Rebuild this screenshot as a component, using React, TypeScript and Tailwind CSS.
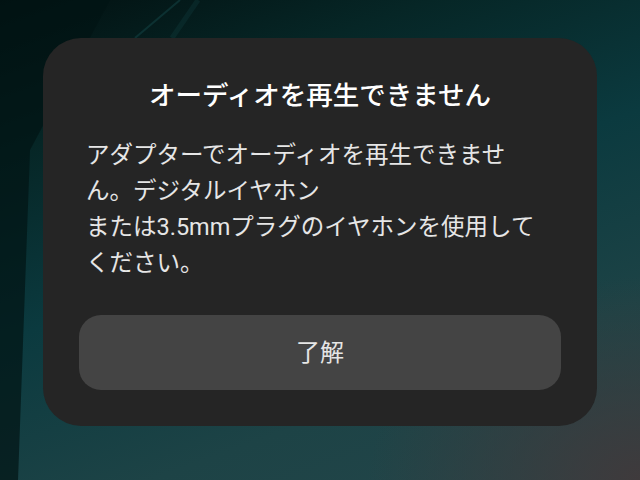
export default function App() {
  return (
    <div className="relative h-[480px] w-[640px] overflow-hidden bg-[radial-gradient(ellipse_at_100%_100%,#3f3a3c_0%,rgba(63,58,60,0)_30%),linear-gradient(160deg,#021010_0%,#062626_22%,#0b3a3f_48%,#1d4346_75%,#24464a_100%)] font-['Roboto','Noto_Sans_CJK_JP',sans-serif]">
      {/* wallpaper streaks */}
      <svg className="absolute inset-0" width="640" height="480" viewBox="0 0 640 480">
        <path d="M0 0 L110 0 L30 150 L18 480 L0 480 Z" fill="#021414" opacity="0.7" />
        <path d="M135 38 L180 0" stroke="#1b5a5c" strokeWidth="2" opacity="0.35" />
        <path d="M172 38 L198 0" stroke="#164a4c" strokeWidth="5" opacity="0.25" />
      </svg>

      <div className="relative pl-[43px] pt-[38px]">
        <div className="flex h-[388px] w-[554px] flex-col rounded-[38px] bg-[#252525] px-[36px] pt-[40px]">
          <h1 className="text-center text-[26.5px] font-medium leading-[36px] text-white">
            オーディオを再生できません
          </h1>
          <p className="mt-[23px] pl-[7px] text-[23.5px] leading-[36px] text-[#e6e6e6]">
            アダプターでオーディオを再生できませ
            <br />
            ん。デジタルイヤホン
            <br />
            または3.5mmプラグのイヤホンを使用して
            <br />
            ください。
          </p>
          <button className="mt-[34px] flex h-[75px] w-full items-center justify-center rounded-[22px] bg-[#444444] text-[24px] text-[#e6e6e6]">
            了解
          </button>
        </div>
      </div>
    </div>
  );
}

::::

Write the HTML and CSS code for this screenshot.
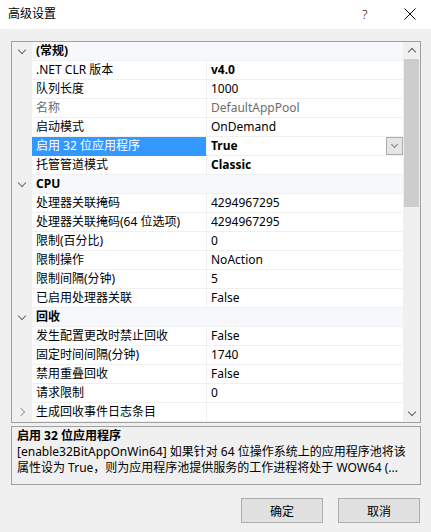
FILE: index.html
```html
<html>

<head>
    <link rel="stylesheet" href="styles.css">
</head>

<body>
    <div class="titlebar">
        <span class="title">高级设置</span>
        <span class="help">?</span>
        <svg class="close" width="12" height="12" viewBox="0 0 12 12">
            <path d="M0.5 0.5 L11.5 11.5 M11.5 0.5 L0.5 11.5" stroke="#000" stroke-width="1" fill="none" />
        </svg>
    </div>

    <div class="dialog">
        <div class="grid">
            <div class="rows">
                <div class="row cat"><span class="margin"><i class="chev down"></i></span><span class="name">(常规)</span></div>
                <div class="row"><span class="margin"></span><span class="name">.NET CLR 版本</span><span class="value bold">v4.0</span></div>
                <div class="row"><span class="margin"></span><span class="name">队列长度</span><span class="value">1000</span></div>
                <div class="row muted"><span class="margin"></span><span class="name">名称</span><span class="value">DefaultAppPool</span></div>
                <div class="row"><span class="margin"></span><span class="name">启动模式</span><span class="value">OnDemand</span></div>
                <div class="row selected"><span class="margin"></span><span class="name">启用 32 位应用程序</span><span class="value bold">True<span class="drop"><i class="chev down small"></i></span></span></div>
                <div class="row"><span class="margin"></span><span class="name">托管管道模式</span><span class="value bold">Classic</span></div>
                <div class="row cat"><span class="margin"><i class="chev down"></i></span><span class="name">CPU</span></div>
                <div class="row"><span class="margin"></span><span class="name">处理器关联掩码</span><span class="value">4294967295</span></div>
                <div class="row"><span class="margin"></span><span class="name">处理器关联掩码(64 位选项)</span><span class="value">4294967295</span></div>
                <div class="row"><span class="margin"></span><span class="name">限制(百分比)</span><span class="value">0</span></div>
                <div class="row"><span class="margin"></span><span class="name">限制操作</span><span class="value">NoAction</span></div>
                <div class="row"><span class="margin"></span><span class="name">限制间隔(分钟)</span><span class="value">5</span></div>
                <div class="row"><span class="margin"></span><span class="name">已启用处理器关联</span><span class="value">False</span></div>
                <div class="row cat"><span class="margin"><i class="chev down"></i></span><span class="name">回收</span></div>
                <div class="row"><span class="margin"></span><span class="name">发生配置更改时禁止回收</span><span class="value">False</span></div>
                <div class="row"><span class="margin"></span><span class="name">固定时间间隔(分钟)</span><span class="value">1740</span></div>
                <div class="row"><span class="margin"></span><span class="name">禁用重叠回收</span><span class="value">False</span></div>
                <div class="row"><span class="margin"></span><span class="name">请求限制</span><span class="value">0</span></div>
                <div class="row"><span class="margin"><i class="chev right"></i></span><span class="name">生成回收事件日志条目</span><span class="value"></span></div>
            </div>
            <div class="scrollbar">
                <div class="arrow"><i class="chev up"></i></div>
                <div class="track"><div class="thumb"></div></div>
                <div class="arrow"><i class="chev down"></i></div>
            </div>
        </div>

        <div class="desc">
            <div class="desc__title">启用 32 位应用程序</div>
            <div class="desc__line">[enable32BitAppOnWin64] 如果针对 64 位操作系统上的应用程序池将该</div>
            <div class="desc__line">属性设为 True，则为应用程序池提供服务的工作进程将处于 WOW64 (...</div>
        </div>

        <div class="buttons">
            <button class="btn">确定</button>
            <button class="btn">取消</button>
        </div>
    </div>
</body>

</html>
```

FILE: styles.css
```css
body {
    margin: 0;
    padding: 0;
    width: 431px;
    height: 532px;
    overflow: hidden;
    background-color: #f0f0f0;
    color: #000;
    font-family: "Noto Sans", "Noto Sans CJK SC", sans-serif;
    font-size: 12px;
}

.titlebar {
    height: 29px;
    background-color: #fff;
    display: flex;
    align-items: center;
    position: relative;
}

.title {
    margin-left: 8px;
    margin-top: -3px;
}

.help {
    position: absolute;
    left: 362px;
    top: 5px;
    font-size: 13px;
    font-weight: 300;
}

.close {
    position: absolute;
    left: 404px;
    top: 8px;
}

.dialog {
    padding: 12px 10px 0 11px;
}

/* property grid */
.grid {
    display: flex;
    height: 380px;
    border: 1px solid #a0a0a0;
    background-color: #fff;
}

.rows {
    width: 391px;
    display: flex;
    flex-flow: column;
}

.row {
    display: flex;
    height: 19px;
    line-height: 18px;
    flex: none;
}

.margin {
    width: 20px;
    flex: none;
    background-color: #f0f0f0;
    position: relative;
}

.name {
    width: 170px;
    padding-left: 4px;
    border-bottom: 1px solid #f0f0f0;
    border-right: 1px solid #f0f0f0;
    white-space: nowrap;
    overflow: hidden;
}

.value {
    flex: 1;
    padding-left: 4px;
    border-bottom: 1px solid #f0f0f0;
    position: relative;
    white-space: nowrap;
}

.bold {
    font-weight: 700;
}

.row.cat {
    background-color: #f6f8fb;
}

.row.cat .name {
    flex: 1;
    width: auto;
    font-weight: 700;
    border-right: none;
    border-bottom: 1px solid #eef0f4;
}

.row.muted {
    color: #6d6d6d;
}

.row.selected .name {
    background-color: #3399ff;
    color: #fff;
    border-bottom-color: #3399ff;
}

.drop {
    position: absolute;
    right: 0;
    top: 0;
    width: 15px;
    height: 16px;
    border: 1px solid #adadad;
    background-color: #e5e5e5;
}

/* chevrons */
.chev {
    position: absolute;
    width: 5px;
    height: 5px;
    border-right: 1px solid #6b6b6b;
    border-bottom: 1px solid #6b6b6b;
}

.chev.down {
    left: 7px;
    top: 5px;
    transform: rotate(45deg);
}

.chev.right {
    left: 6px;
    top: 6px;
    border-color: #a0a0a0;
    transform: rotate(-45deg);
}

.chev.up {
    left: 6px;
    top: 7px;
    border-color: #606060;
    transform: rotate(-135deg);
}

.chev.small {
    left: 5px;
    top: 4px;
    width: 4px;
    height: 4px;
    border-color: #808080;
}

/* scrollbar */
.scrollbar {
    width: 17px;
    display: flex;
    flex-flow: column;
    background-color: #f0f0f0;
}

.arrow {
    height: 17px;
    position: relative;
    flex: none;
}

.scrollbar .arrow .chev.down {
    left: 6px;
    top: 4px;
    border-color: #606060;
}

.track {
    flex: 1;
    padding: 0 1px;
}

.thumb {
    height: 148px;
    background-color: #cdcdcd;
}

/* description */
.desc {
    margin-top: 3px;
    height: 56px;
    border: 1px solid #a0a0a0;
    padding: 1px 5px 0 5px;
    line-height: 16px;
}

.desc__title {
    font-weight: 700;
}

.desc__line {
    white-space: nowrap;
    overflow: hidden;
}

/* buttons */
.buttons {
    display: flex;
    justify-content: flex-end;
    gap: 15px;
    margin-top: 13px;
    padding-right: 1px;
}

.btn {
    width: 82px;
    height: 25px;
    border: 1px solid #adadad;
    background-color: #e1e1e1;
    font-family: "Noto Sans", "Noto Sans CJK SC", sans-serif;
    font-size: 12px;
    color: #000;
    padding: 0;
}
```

::::

:: THE EXERCISE ::
State how many lines include the string "screenshot". Give no other information.

:: SOLUTION FOR THIS TASK ::
2